A propos de l'opération «Villes en biens communs», 6-20 octobre 2013
La ville et la communauté urbaine de Brest sont depuis longtemps à l'avant-garde pour que les citoyens puissent tirer profit de leur «citoyenneté numérique».(voir notre article)
Certains diront que le numérique ne nourrit pas, puisque c'est immatériel. En fait, l'immatériel et l'irruption récente de l'informatique dans la vie quotidienne n'ont fait que mettre à jour un problème plus vaste.
Qu'est-ce qui est accessible gratuitement et que peut-on partager? Personne ne pourrait supporter une société où tout serait à acheter. Chacun attend, non seulement que l'air qu'il respire ne soit pas pollué, mais que les relations humaines n'entraînent pas de payer des péages à chaque pas.
Ces enclaves dans lesquelles où on vous oblige à payer sont les enclosures.
C'est là qu'intervient la notion de «bien commun à tous» que les autorités brestoises et de nombreuses associations locales veulent promouvoir et développer. Il s'agit de relations entre individus et non de politique.
Parmi les biens communs, il y en a de très matériels, comme les recettes de cuisine que chacun peut se passer et qui ne sont pas soumises à copyright.
Il y a les savoirs et souvenirs que l'on peut faire partager. Il y a la musique, les textes et toutes les ½uvres, dont on peut décider qu'ils sont librement copiables et utilisables par tous, tant il est vrai que le droit d'auteur, s'il est indispensable, ne doit pas être un carcan et doit avoir des limites.
C'est lnternet qui, par sa capacité à transporter les idées, les savoir-faire et les ½uvres, permet de comprendre qu'il est mieux de vivre dans un monde où l'échange est normal. Et, sans nostalgie, on peut pratiquer, même en ville, les modes d'échange des sociétés paysannes disparues. On en a la preuve avec le mouvement des Incroyables comestibles (cultures en villes accessibles à tous).
Depuis 2009, Brest organise, chaque automne, des actions appelées «Brest en biens communs» (BBC). Preuve que la démarche est pionnière, cette bannière a été reprise par de nombreuses villes : Nantes, Rennes, Paris, Lyon, Toulouse, Marseille, Bolbec, Montréal, Ouagadougou.
C'est à Nantes qu'il y a une «cantine numérique», (voir notre article) qui a été particulièrement aidée par son ancien maire, mais, aussi une active association, Libertic, devenue une référence française pour le numérique citoyen et mis en partage. L'une de ses actions phare est la pression pour la libération des données détenues par les organismes publics (État, collectivités publiques et entreprises sous mandat public). (voir notre article)
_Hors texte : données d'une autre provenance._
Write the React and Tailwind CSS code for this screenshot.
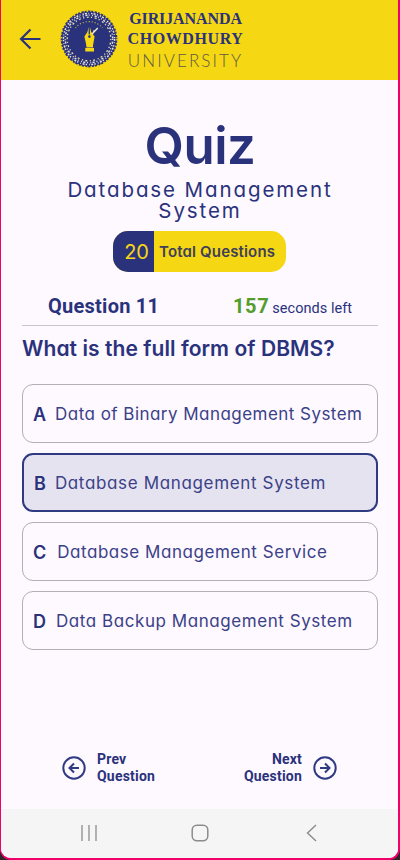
import React from "react";

const SANS = "font-['Inter','Open_Sans',sans-serif] [font-feature-settings:'cv11']";
const ROBOTO = "font-['Roboto',sans-serif]";

const options = [
  { letter: "A", text: "Data of Binary Management System", gap: "ml-[9px]", tracking: "tracking-[0.46px]" },
  { letter: "B", text: "Database Management System", gap: "ml-[9px]", tracking: "tracking-[0.65px]", selected: true },
  { letter: "C", text: "Database Management Service", gap: "ml-[11px]", tracking: "tracking-[0.54px]" },
  { letter: "D", text: "Data Backup Management System", gap: "ml-[10px]", tracking: "tracking-[0.56px]" },
];

function Seal() {
  return (
    <svg className="h-[58px] w-[58px] shrink-0" viewBox="0 0 58 58" fill="none">
      <circle cx="29" cy="29" r="28.4" fill="#2a327c" />
      <circle cx="29" cy="29" r="28" stroke="#f6d713" strokeWidth="1.6" strokeDasharray="1.6 2.3 1 1.9" />
      <circle cx="29" cy="29" r="25.6" stroke="#e9e4ce" strokeWidth="1.5" strokeDasharray="2 1.5 0.8 2.1 1.4 1.1" />
      <circle cx="29" cy="29" r="23.7" stroke="#dcd8d8" strokeWidth="1.5" strokeDasharray="1 1.7 2.2 1.3 0.9 2.4" />
      <circle cx="29" cy="29" r="21.8" stroke="#e6dfa0" strokeWidth="1.3" strokeDasharray="1.2 2.6 2 2.2" />
      <path d="M15.5 18A17.5 17.5 0 0 1 42.5 18" stroke="#d9c63a" strokeWidth="1.1" strokeDasharray="1 2" />
      <path d="M28.6 17V24.5H29.9V17L31.2 22L34.6 26.5L33 35.5H26.4L24.4 26.5L27.4 22Z" fill="#f6d713" />
      <circle cx="29.4" cy="26.6" r="1.3" fill="#2a327c" />
      <path d="M26.4 34.5H33V37.4H26.4Z" fill="#f6d713" />
      <path d="M25.3 37.9H34V41.5H25.3Z" fill="#f6d713" />
      <path d="M32 24L37.8 18M33.2 21.5L35.8 20.4" stroke="#f4eed0" strokeWidth="1.4" />
    </svg>
  );
}

function Header() {
  return (
    <header className="flex h-20 shrink-0 bg-[#f6d713] pt-[10px] text-[#2a327c]">
      <svg className="mt-[18px] ml-[18px] h-[22px] w-[22px]" viewBox="0 0 22 22" fill="none" stroke="#2a327c" strokeWidth="2.2">
        <path d="M21.5 11H2.5M11.5 1.5L2 11L11.5 20.5" />
      </svg>
      <div className="ml-[19px]"><Seal /></div>
      <div className="ml-[8px] flex w-[119px] flex-col items-center whitespace-nowrap font-['Liberation_Serif',serif] font-bold">
        <div className="h-5 text-[16px] leading-[18px] tracking-[-0.1px]">GIRIJANANDA</div>
        <div className="h-5 text-[16px] leading-[18px] tracking-[0.6px]">CHOWDHURY</div>
        <div className="h-5 font-['Lato',sans-serif] text-[17px] leading-[21px] font-light tracking-[2.1px] text-[#5c5a45]">UNIVERSITY</div>
      </div>
    </header>
  );
}

function Option({ letter, text, gap, tracking, selected }) {
  return (
    <button
      className={`flex h-[59px] w-full items-center rounded-[11px] pt-px pl-[10px] whitespace-nowrap ${
        selected ? "border-2 border-[#2f3a82] bg-[#e6e3f0]" : "border border-[#b3b0b5]"
      }`}
    >
      <span className="text-[18px] font-semibold">{letter}</span>
      <span className={`pt-px text-[17px] text-[#3a4187] ${gap} ${tracking}`}>{text}</span>
    </button>
  );
}

function CircleArrow({ flip }) {
  return (
    <svg className={`h-6 w-6 ${flip ? "-scale-x-100" : ""}`} viewBox="0 0 24 24" fill="none" stroke="#2f3a82" strokeWidth="2">
      <circle cx="12" cy="12" r="10.7" />
      <path d="M17 12H8M12 7.5L7.5 12L12 16.5" />
    </svg>
  );
}

function Footer() {
  return (
    <nav className="flex h-[49px] shrink-0 items-center bg-[#f5f5f5] pb-px">
      <svg className="ml-20 h-4 w-4" viewBox="0 0 16 16" stroke="#8b8b8b" strokeWidth="1.3">
        <path d="M1 0V16M8 0V16M15 0V16" />
      </svg>
      <svg className="ml-[94px] h-[18px] w-[18px]" viewBox="0 0 18 18" fill="none" stroke="#8b8b8b" strokeWidth="1.5">
        <rect x="1.2" y="1.2" width="15.6" height="15.6" rx="4.8" />
      </svg>
      <svg className="ml-[97px] h-[18px] w-[11px]" viewBox="0 0 11 18" fill="none" stroke="#8b8b8b" strokeWidth="1.4">
        <path d="M10 1L1.5 9L10 17" />
      </svg>
    </nav>
  );
}

export default function App() {
  return (
    <div className="h-[860px] w-[400px] overflow-hidden bg-[#2d2529]">
      <div className={`flex h-[860px] w-[400px] flex-col overflow-hidden rounded-b-[11px] border-r-2 border-b-2 border-l border-[#f00068] bg-[#fef8ff] text-[#2a327c] ${SANS}`}>
        <Header />
        <main className="flex flex-1 flex-col pr-[20px] pl-[21px]">
          <h1 className="mt-[40px] h-[56px] text-center text-[51px] leading-[52px] font-semibold tracking-[-0.5px]">Quiz</h1>
          <h2 className="mt-[3px] text-center text-[20.5px] leading-[21px] tracking-[1.9px]">
            Database Management
            <br />
            System
          </h2>
          <div className="mt-[10px] ml-[91px] flex h-[41px] w-[173px] items-center overflow-hidden rounded-[15px] bg-[#f6d713] whitespace-nowrap">
            <div className="flex h-full w-[41px] items-center justify-end bg-[#2a327c] pr-[5px] text-[20px] text-[#f6d713]">20</div>
            <div className="ml-[5px] pt-px text-[15px] font-semibold tracking-[0.16px] text-[#3e3f5a]">Total Questions</div>
          </div>
          <div className={`mt-[21px] flex h-[33px] border-b border-[#c9c5cc] whitespace-nowrap ${ROBOTO}`}>
            <div className="ml-[26px] w-[185px] text-[20px] leading-[27px] font-bold tracking-[0.25px]">Question 11</div>
            <div className="flex items-baseline leading-[27px]">
              <span className="text-[20px] font-bold tracking-[0.6px] text-[#539d2d]">157</span>
              <span className="ml-[3px] text-[14.5px] tracking-[0.05px]">seconds left</span>
            </div>
          </div>
          <h3 className="mt-[9px] text-[21px] leading-[28px] font-semibold tracking-[0.07px] whitespace-nowrap">What is the full form of DBMS?</h3>
          <div className="mt-[21px] flex flex-col gap-[10px]">
            {options.map((o) => (
              <Option key={o.letter} {...o} />
            ))}
          </div>
          <div className={`mt-auto mb-[24px] flex items-center justify-between pr-[41px] pl-[40px] text-[14px] leading-[17px] font-bold tracking-[0.2px] ${ROBOTO}`}>
            <div className="flex items-center gap-[11px]">
              <CircleArrow />
              <div>Prev<br />Question</div>
            </div>
            <div className="flex items-center gap-[11px] text-right">
              <div>Next<br />Question</div>
              <CircleArrow flip />
            </div>
          </div>
        </main>
        <Footer />
      </div>
    </div>
  );
}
D'autres villes, comme Quimper, semblent réfractaires à la publication de leurs données, alors que Digne (18 000 habitants) et Changé (5 000 habitants) ont commencé à le faire.
Mettre en avant le coût éventuel, c'est refuser la transparence de gestion, de plus en plus réclamée à tous les niveaux.
C'est aussi se priver d'outils de pilotage fin des politiques.
La dernière réunion d'organisation de Brest en biens communs, le 13 juin, a fait émerger les idées suivantes :
- Collecte de recettes internationales de soupes
- Fest-noz sous licence libre (11 octobre)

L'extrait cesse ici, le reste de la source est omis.